Cement2: Temporal Hardware Transactions for High-Level and Efficient FPGA Programming
Youwei Xiao, Zizhang Luo, Weijie Peng, Yuyang Zou, Yun Liang
TL;DR
Cement2 tackles the challenge of raising hardware design abstraction without sacrificing cycle accuracy by introducing temporal hardware transactions, a timing-aware extension to transactional HDLs. Implemented as the Cement2 framework with a Rust frontend (CMT2-rs) and CTIR, it provides inter-cycle analysis, multi-cycle rules, and a multi-phase synthesis flow that yields efficient RTL for FPGA. The approach supports both intra-cycle and multi-cycle behaviors, enabling precise timing coordination and retiming, and it demonstrates competitive performance and hardware quality across RISC-V, custom instructions, linear algebra kernels, and systolic arrays. The results suggest wide applicability for general FPGA programming, offering productivity gains while maintaining fine-grained control over timing and resources.
Abstract
Hardware design faces a fundamental challenge: raising abstraction to improve productivity while maintaining control over low-level details like cycle accuracy.
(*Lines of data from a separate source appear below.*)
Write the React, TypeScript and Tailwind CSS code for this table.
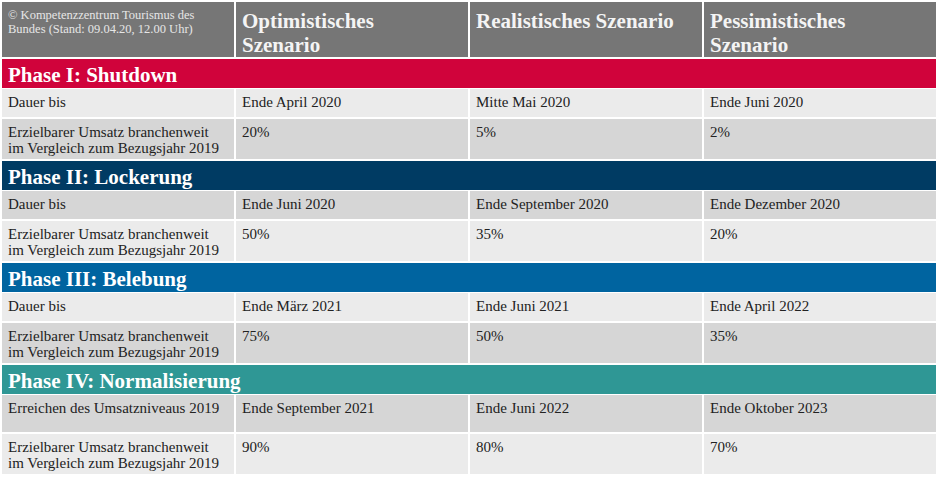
const phases = [
  {
    title: 'Phase I: Shutdown',
    bar: 'bg-[#d0033b]',
    rows: [
      { label: 'Dauer bis', values: ['Ende April 2020', 'Mitte Mai 2020', 'Ende Juni 2020'], h: 'h-[28px]', dark: false },
      {
        label: 'Erzielbarer Umsatz branchenweit im Vergleich zum Bezugsjahr 2019',
        values: ['20%', '5%', '2%'],
        h: 'h-[40px]',
        dark: true,
      },
    ],
  },
  {
    title: 'Phase II: Lockerung',
    bar: 'bg-[#003b63]',
    rows: [
      { label: 'Dauer bis', values: ['Ende Juni 2020', 'Ende September 2020', 'Ende Dezember 2020'], h: 'h-[28px]', dark: true },
      {
        label: 'Erzielbarer Umsatz branchenweit im Vergleich zum Bezugsjahr 2019',
        values: ['50%', '35%', '20%'],
        h: 'h-[40px]',
        dark: false,
      },
    ],
  },
  {
    title: 'Phase III: Belebung',
    bar: 'bg-[#0064a0]',
    rows: [
      { label: 'Dauer bis', values: ['Ende März 2021', 'Ende Juni 2021', 'Ende April 2022'], h: 'h-[28px]', dark: false },
      {
        label: 'Erzielbarer Umsatz branchenweit im Vergleich zum Bezugsjahr 2019',
        values: ['75%', '50%', '35%'],
        h: 'h-[40px]',
        dark: true,
      },
    ],
  },
  {
    title: 'Phase IV: Normalisierung',
    bar: 'bg-[#2f9795]',
    rows: [
      {
        label: 'Erreichen des Umsatzniveaus 2019',
        values: ['Ende September 2021', 'Ende Juni 2022', 'Ende Oktober 2023'],
        h: 'h-[37px]',
        dark: true,
      },
      {
        label: 'Erzielbarer Umsatz branchenweit im Vergleich zum Bezugsjahr 2019',
        values: ['90%', '80%', '70%'],
        h: 'h-[40px]',
        dark: false,
      },
    ],
  },
];

function Row({ label, values, h, dark }: { label: string; values: string[]; h: string; dark: boolean }) {
  const bg = dark ? 'bg-[#d6d6d6]' : 'bg-[#ebebeb]';
  return (
    <div className={`flex gap-[2px] ${h}`}>
      <div className={`w-[232px] ${bg} pl-[6px] pr-[10px] pt-[5px] leading-[16px]`}>{label}</div>
      {values.map((v) => (
        <div key={v} className={`w-[232px] ${bg} pl-[6px] pt-[5px] leading-[16px]`}>
          {v}
        </div>
      ))}
    </div>
  );
}

export default function App() {
  return (
    <div className="w-[940px] h-[480px] bg-white pt-[2px] pl-[2px] font-['Liberation_Serif',serif] text-[15px] text-[#222]">
      <div className="flex flex-col gap-[2px]">
        {/* header */}
        <div className="flex gap-[2px] h-[55px]">
          <div className="w-[232px] bg-[#767676] pl-[6px] pt-[6px] text-[12.5px] leading-[14px] text-[#e6e6e6]">
            © Kompetenzzentrum Tourismus des Bundes (Stand: 09.04.20, 12.00 Uhr)
          </div>
          <div className="w-[232px] bg-[#767676] pl-[6px] pt-[7px] text-[21px] font-bold leading-[24px] text-[#f4f4f4]">
            Optimistisches
            <br />
            Szenario
          </div>
          <div className="w-[232px] bg-[#767676] pl-[6px] pt-[7px] text-[21px] font-bold leading-[24px] text-[#f4f4f4]">
            Realistisches Szenario
          </div>
          <div className="w-[232px] bg-[#767676] pl-[6px] pt-[7px] text-[21px] font-bold leading-[24px] text-[#f4f4f4]">
            Pessimistisches
            <br />
            Szenario
          </div>
        </div>

        {phases.map((p) => (
          <div key={p.title} className="flex flex-col">
            <div className={`w-[934px] h-[29px] ${p.bar} flex items-center pl-[6px] pt-[4px] text-[21px] font-bold text-white`}>
              {p.title}
            </div>
            <div className="mt-[1px] flex flex-col gap-[2px]">
              {p.rows.map((r) => (
                <Row key={r.label} label={r.label} values={r.values} h={r.h} dark={r.dark} />
              ))}
            </div>
          </div>
        ))}
      </div>
    </div>
  );
}
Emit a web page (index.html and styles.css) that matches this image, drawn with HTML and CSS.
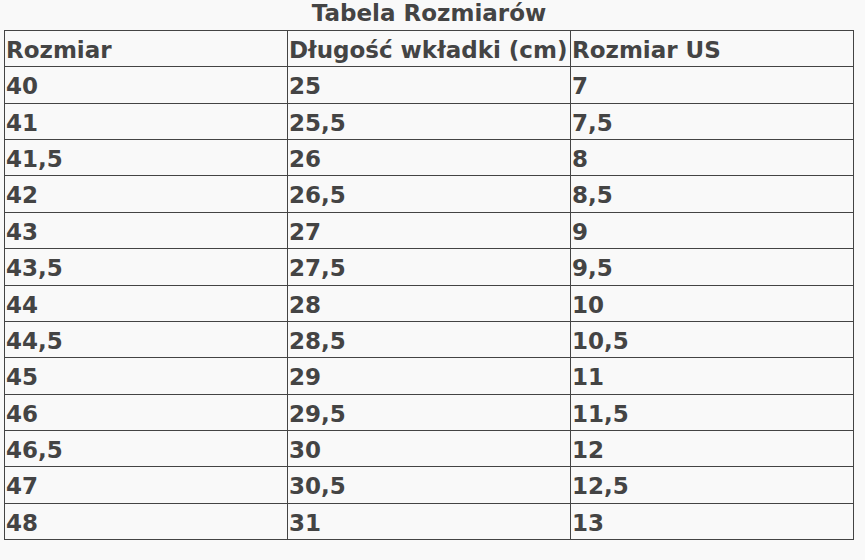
FILE: index.html
```html
<!DOCTYPE html>
<html lang="pl">
<head>
<meta charset="utf-8">
<title>Tabela Rozmiarów</title>
<link rel="stylesheet" href="styles.css">
</head>
<body>
<div class="wrap">
  <h1 class="title">Tabela Rozmiarów</h1>
  <table class="sizes">
    <thead>
      <tr><th>Rozmiar</th><th>Długość wkładki (cm)</th><th>Rozmiar US</th></tr>
    </thead>
    <tbody>
      <tr><td>40</td><td>25</td><td>7</td></tr>
      <tr><td>41</td><td>25,5</td><td>7,5</td></tr>
      <tr><td>41,5</td><td>26</td><td>8</td></tr>
      <tr><td>42</td><td>26,5</td><td>8,5</td></tr>
      <tr><td>43</td><td>27</td><td>9</td></tr>
      <tr><td>43,5</td><td>27,5</td><td>9,5</td></tr>
      <tr><td>44</td><td>28</td><td>10</td></tr>
      <tr><td>44,5</td><td>28,5</td><td>10,5</td></tr>
      <tr><td>45</td><td>29</td><td>11</td></tr>
      <tr><td>46</td><td>29,5</td><td>11,5</td></tr>
      <tr><td>46,5</td><td>30</td><td>12</td></tr>
      <tr><td>47</td><td>30,5</td><td>12,5</td></tr>
      <tr><td>48</td><td>31</td><td>13</td></tr>
    </tbody>
  </table>
</div>
</body>
</html>
```
FILE: styles.css
```css
html, body {
  margin: 0;
  padding: 0;
  background: #f9f9f9;
}
body {
  font-family: "DejaVu Sans", "Noto Sans", sans-serif;
  color: #444444;
}
.wrap {
  width: 850px;
  padding-left: 4px;
}
.title {
  margin: 0 0 3px;
  font-size: 23px;
  font-weight: bold;
  line-height: 27px;
  text-align: center;
  color: #444444;
}
.sizes {
  width: 850px;
  border-collapse: collapse;
  table-layout: fixed;
}
.sizes th,
.sizes td {
  border: 1px solid #444444;
  padding: 6px 1px 2px;
  font-size: 23px;
  font-weight: bold;
  line-height: 27.36px;
  text-align: left;
  white-space: nowrap;
  overflow: hidden;
}
```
Traditional RTL design in languages like SystemVerilog composes modules through wiring-style connections that provide weak guarantees for behavioral correctness. While high-level synthesis (HLS) and emerging abstractions attempt to address this, they either introduce unpredictable overhead or restrict design generality. Although transactional HDLs provide a promising foundation by lifting design abstraction to atomic and composable rules, they solely model intra-cycle behavior and do not reflect the native temporal design characteristics, hindering applicability and productivity for FPGA programming scenarios. We propose temporal hardware transactions, a new abstraction that brings cycle-level timing awareness to designers at the transactional language level. Our approach models temporal relationships between rules and supports the description of rules whose actions span multiple clock cycles, providing intuitive abstraction to describe multi-cycle architectural behavior. We implement this in Cement2, a transactional HDL embedded in Rust, enabling programming hardware constructors to build both intra-cycle and temporal transactions. Cement2's synthesis framework lowers description abstraction through multiple analysis and optimization phases, generating efficient hardware. With Cement2's abstraction, we program a RISC-V soft-core processor, custom CPU instructions, linear algebra kernels, and systolic array accelerators, leveraging the high-level abstraction for boosted productivity. Evaluation shows that Cement2 does not sacrifice performance and resources compared to hand-coded RTL designs, demonstrating the high applicability for general FPGA design tasks.